Think Finance says that such products are a sign of the times, and offer young consumers good value and service.

“Stereotypes that paint users of alternative financial products as poor and uninformed are simply not accurate,” says Ken Rees, CEO of Think Finance. “This study confirms that young people across the spectrum have a need for the convenience, utility and flexibility that alternative financial services provide.”

The survey seems to confirm that sentiment. Sixty-two percent of respondents say emergency cash services are “important”. And 83% said they actually had a decent experience using things like prepaid cards and check-cashing services. Here are some other takeaways from the study:

  • Prepaid debit cards: 51% of those making less than $25,000 in annual income reported using prepaid debit cards within the last year. The percentage was the same for those who earned $50,000-74,999.
  • Check cashing services: 34% of respondents who earn less than $25,000 reported using check cashing services, while almost as many in the $50,000-74,999 range (29%) turned to check cashers.
  • Rent-to-own stores: 15% of respondents making less than $25,000 and 17% of those who earn $50,000-74,999 reported using rent-to-own stores.
  • Pawn shops: 29% of respondents who earn less than $25,000 reported using pawn shops compared to 21% of respondents making $50,000-74,999.

Perhaps emergency cash products are a sign of the new normal, and that millennials at all income levels are simply making the best of a bad situation and availing themselves of financial services products that previous generations might have sneered at.

But with record high student loan debt, and $16.5 trillion in debt laid on their doorstep, courtesy of Uncle Sam and tens of millions of entitlement-utilizing older Americans, the financial future for millennials isn’t any brighter.

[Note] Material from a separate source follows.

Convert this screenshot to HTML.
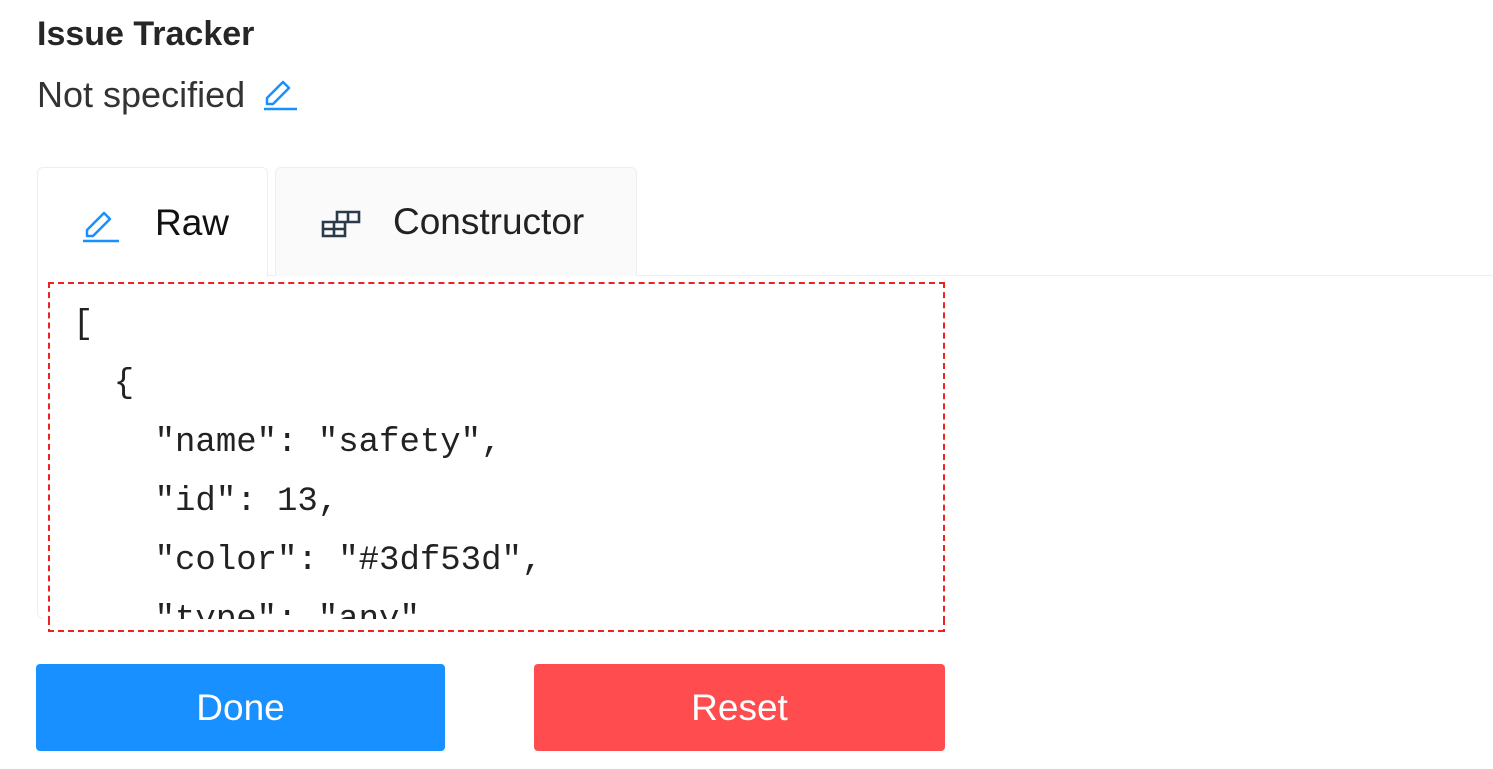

Increasingly, a cash-starved 20-something has got to do what a cash-starved 20-something has got to do. If that means using pre-paid cards and pawn shops, then welcome to the “new normal” for one of the unluckiest generations in American history.

  • Rockstar_chick87

    It doesn’t help that certain people (women, people of retirment age, etc.) who would not have worked some decades ago, now have to. So someone is going to lose out on employment, there isn’t jobs for everybody. So of course it will be the young folk like me because we lack experience and education. The new age of becoming an adult might have to rise from 18 to 25 or something… If parents want their adult kids to move out of the house, maybe one of the parents should give up their job and give it to their kid. I seriously don’t know of any family where both parents don’t work D:

  • Lil

    There is a reason older generations have sneered at these forms of fast cash.  They are temporary quick fixes that ultimately undermine your wealth by costing you in service charges and interest.  People in poverty have compounded their problems by getting into bad habits and using these kind of services.  

    This does not bode well for my generation if people are starting to see these as acceptable financial options.  I believe we got where we are by having far too high of a standard of living in the U.S. and seeking the most expedient means to achieve that standard.  Including bad loans.

    Uncle Sam did not cause the student loan debt.  Students taking loans to bankroll private educations they could not afford is what caused the student loan debt.  That and boomer parents buying McMansions and Escalades rather than saving for their children’s college educations. 

    I am 28.  I am planning to finance my future the only way possible.  Fortunately, I have a job.  I live on less money than I make by cutting out a lot of material “must haves” like a car, cable, and a smart phone.  I have never had any credit card debt b/c my parents taught me never to charge anything I did not already have the money for. 

    I save like a manic and hope that maybe, one day, I will own a house.  When I do I will put down at least 20% because I learned from the mistakes of the generation before me. 

    I am also already saving for my kids college even though I don’t have any yet.  When I do, they will have to choose to go to a state school, which is most likely all I will be able to afford, because I do not want them drowning in debt in their 20s like my generational peers.

    I fully recognize that I will never live at as high a standard of living as my parents.  And that is ok.    

    • maracujation

      I truly admire you and hopefully I can say the similar words in a few years or even the next one :)  I am 27, and fortunately I have a job as well.  I feel I am good at separating “wants” from “needs” and I didn’t not give in to the pressure of buying a nice car because I got a nice job..I went with a used 2001 that I could pay cash for (that took a while to save).  I don’t have cable because I can’t justify the expense every month and I don’t pay a gym membership either because I do my own workouts for free at home being creative with my equipment :)  
      However, I am falling behind in the savings part…probably because I have been paying some debt aggressively because I can’t wait to be debt free by this summer.  After that’s done I hope to continue to put the money I put into my debt into a savings account…I am use to not have it anyway.  I also fail in helping others a bit too much and the one thing I find the hardest is the constant pressure to have a higher standard of living.  So far I have been able to not let it affect my decisions but since it is coming mostly from my parents and I search their approval it gets me down once in a while.  Do you ever experience something similar? how do you deal with it and not let it bring you down? How do you push yourself to be  a big saver?